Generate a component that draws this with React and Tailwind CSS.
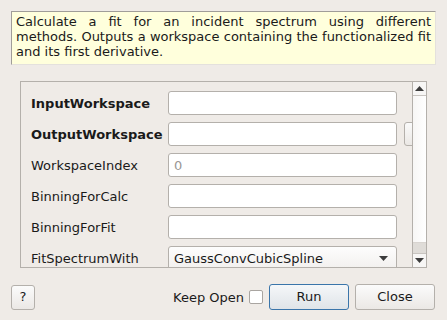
import { useState } from 'react'

const ROWS = [
  { label: 'InputWorkspace', bold: true, value: '' },
  { label: 'OutputWorkspace', bold: true, value: '', browse: true },
  { label: 'WorkspaceIndex', value: '0' },
  { label: 'BinningForCalc', value: '' },
  { label: 'BinningForFit', value: '' },
]

function Field({ row }) {
  return (
    <div className="flex items-center h-[24px]">
      <div className={`w-[137px] shrink-0 pt-[2px] ${row.bold ? 'font-bold' : ''}`}>{row.label}</div>
      <input
        readOnly
        placeholder={row.value}
        className="w-[229px] shrink-0 h-[24px] bg-white border border-[#b4b0ab] rounded-[3px] px-[5px] text-[13px] placeholder:text-[#9a9794] outline-none"
      />
      {row.browse && (
        <div className="ml-[7px] w-[20px] shrink-0 h-[24px] border border-[#b4b0ab] rounded-[3px] bg-gradient-to-b from-[#fafafa] to-[#ebe8e5]" />
      )}
    </div>
  )
}

function Arrow({ down }) {
  return (
    <svg width="9" height="5" viewBox="0 0 9 5">
      <path d={down ? 'M0 0h9L4.5 5z' : 'M0 5h9L4.5 0z'} fill="#3c3c3c" />
    </svg>
  )
}

export default function App() {
  const [keepOpen, setKeepOpen] = useState(false)

  return (
    <div className="w-[447px] h-[320px] bg-[#efebe7] text-[13px] text-[#1a1a1a] overflow-hidden" style={{ fontFamily: '"DejaVu Sans", sans-serif' }}>
      <div className="ml-[11px] mt-[11px] w-[425px] h-[54px] bg-[#ffffdc] border-t border-l border-[#a09d99] border-r border-b border-r-[#e4e1dd] border-b-[#e4e1dd] px-[4px] pt-[2px] leading-[15px] text-justify">
        Calculate a fit for an incident spectrum using different methods. Outputs a workspace containing the functionalized fit and its first derivative.
      </div>

      <div className="ml-[20px] mt-[16px] w-[407px] h-[187px] border border-[#b4b0ab] flex">
        <div className="flex-1 overflow-hidden pl-[10px] pt-[9px] flex flex-col gap-[7px]">
          {ROWS.map((row) => (
            <Field key={row.label} row={row} />
          ))}
          <div className="flex items-center h-[24px]">
            <div className="w-[137px] shrink-0 pt-[2px]">FitSpectrumWith</div>
            <div className="w-[229px] shrink-0 h-[24px] bg-gradient-to-b from-[#fdfdfd] to-[#f2f0ee] border border-[#b4b0ab] rounded-[3px] flex items-center justify-between pl-[5px] pr-[8px]">
              <span className="pt-[1px]">GaussConvCubicSpline</span>
              <Arrow down />
            </div>
          </div>
        </div>
        <div className="w-[14px] border-l border-[#b4b0ab] flex flex-col">
          <div className="h-[14px] flex items-center justify-center border-b border-[#c8c4c0] bg-[#f7f6f5]">
            <Arrow />
          </div>
          <div className="flex-1 bg-gradient-to-r from-[#f7f6f5] to-[#ffffff] border-b border-[#d8d4d0]" />
          <div className="h-[10px] bg-[#dfdcd8]" />
          <div className="h-[14px] flex items-center justify-center border-t border-[#c8c4c0] bg-[#f7f6f5]">
            <Arrow down />
          </div>
        </div>
      </div>

      <div className="flex items-center mt-[16px] pl-[11px] pr-[12px]">
        <button className="w-[24px] h-[25px] border border-[#b4b0ab] rounded-[3px] bg-gradient-to-b from-[#fbfbfb] to-[#ebe8e5] text-[13px]">?</button>
        <div className="flex-1" />
        <span className="pt-[1px]">Keep Open</span>
        <button
          onClick={() => setKeepOpen(!keepOpen)}
          className="ml-[5px] w-[14px] h-[14px] bg-white border border-[#a9a5a1] rounded-[2px]"
        />
        <button className="ml-[6px] w-[80px] h-[26px] border border-[#3a75aa] rounded-[3px] bg-gradient-to-b from-[#f5f7f9] to-[#dfe4e8]">Run</button>
        <button className="ml-[6px] w-[80px] h-[26px] border border-[#b4b0ab] rounded-[3px] bg-gradient-to-b from-[#fbfbfb] to-[#ebe8e5]">Close</button>
      </div>
    </div>
  )
}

**Goal:** Skip every picture and transcribe the data above exactly.

**Task output:**
Generate a component that draws this with React and Tailwind CSS.
import { useState } from 'react'

const ROWS = [
  { label: 'InputWorkspace', bold: true, value: '' },
  { label: 'OutputWorkspace', bold: true, value: '', browse: true },
  { label: 'WorkspaceIndex', value: '0' },
  { label: 'BinningForCalc', value: '' },
  { label: 'BinningForFit', value: '' },
]

function Field({ row }) {
  return (
    <div className="flex items-center h-[24px]">
      <div className={`w-[137px] shrink-0 pt-[2px] ${row.bold ? 'font-bold' : ''}`}>{row.label}</div>
      <input
        readOnly
        placeholder={row.value}
        className="w-[229px] shrink-0 h-[24px] bg-white border border-[#b4b0ab] rounded-[3px] px-[5px] text-[13px] placeholder:text-[#9a9794] outline-none"
      />
      {row.browse && (
        <div className="ml-[7px] w-[20px] shrink-0 h-[24px] border border-[#b4b0ab] rounded-[3px] bg-gradient-to-b from-[#fafafa] to-[#ebe8e5]" />
      )}
    </div>
  )
}

function Arrow({ down }) {
  return (
    <svg width="9" height="5" viewBox="0 0 9 5">
      <path d={down ? 'M0 0h9L4.5 5z' : 'M0 5h9L4.5 0z'} fill="#3c3c3c" />
    </svg>
  )
}

export default function App() {
  const [keepOpen, setKeepOpen] = useState(false)

  return (
    <div className="w-[447px] h-[320px] bg-[#efebe7] text-[13px] text-[#1a1a1a] overflow-hidden" style={{ fontFamily: '"DejaVu Sans", sans-serif' }}>
      <div className="ml-[11px] mt-[11px] w-[425px] h-[54px] bg-[#ffffdc] border-t border-l border-[#a09d99] border-r border-b border-r-[#e4e1dd] border-b-[#e4e1dd] px-[4px] pt-[2px] leading-[15px] text-justify">
        Calculate a fit for an incident spectrum using different methods. Outputs a workspace containing the functionalized fit and its first derivative.
      </div>

      <div className="ml-[20px] mt-[16px] w-[407px] h-[187px] border border-[#b4b0ab] flex">
        <div className="flex-1 overflow-hidden pl-[10px] pt-[9px] flex flex-col gap-[7px]">
          {ROWS.map((row) => (
            <Field key={row.label} row={row} />
          ))}
          <div className="flex items-center h-[24px]">
            <div className="w-[137px] shrink-0 pt-[2px]">FitSpectrumWith</div>
            <div className="w-[229px] shrink-0 h-[24px] bg-gradient-to-b from-[#fdfdfd] to-[#f2f0ee] border border-[#b4b0ab] rounded-[3px] flex items-center justify-between pl-[5px] pr-[8px]">
              <span className="pt-[1px]">GaussConvCubicSpline</span>
              <Arrow down />
            </div>
          </div>
        </div>
        <div className="w-[14px] border-l border-[#b4b0ab] flex flex-col">
          <div className="h-[14px] flex items-center justify-center border-b border-[#c8c4c0] bg-[#f7f6f5]">
            <Arrow />
          </div>
          <div className="flex-1 bg-gradient-to-r from-[#f7f6f5] to-[#ffffff] border-b border-[#d8d4d0]" />
          <div className="h-[10px] bg-[#dfdcd8]" />
          <div className="h-[14px] flex items-center justify-center border-t border-[#c8c4c0] bg-[#f7f6f5]">
            <Arrow down />
          </div>
        </div>
      </div>

      <div className="flex items-center mt-[16px] pl-[11px] pr-[12px]">
        <button className="w-[24px] h-[25px] border border-[#b4b0ab] rounded-[3px] bg-gradient-to-b from-[#fbfbfb] to-[#ebe8e5] text-[13px]">?</button>
        <div className="flex-1" />
        <span className="pt-[1px]">Keep Open</span>
        <button
          onClick={() => setKeepOpen(!keepOpen)}
          className="ml-[5px] w-[14px] h-[14px] bg-white border border-[#a9a5a1] rounded-[2px]"
        />
        <button className="ml-[6px] w-[80px] h-[26px] border border-[#3a75aa] rounded-[3px] bg-gradient-to-b from-[#f5f7f9] to-[#dfe4e8]">Run</button>
        <button className="ml-[6px] w-[80px] h-[26px] border border-[#b4b0ab] rounded-[3px] bg-gradient-to-b from-[#fbfbfb] to-[#ebe8e5]">Close</button>
      </div>
    </div>
  )
}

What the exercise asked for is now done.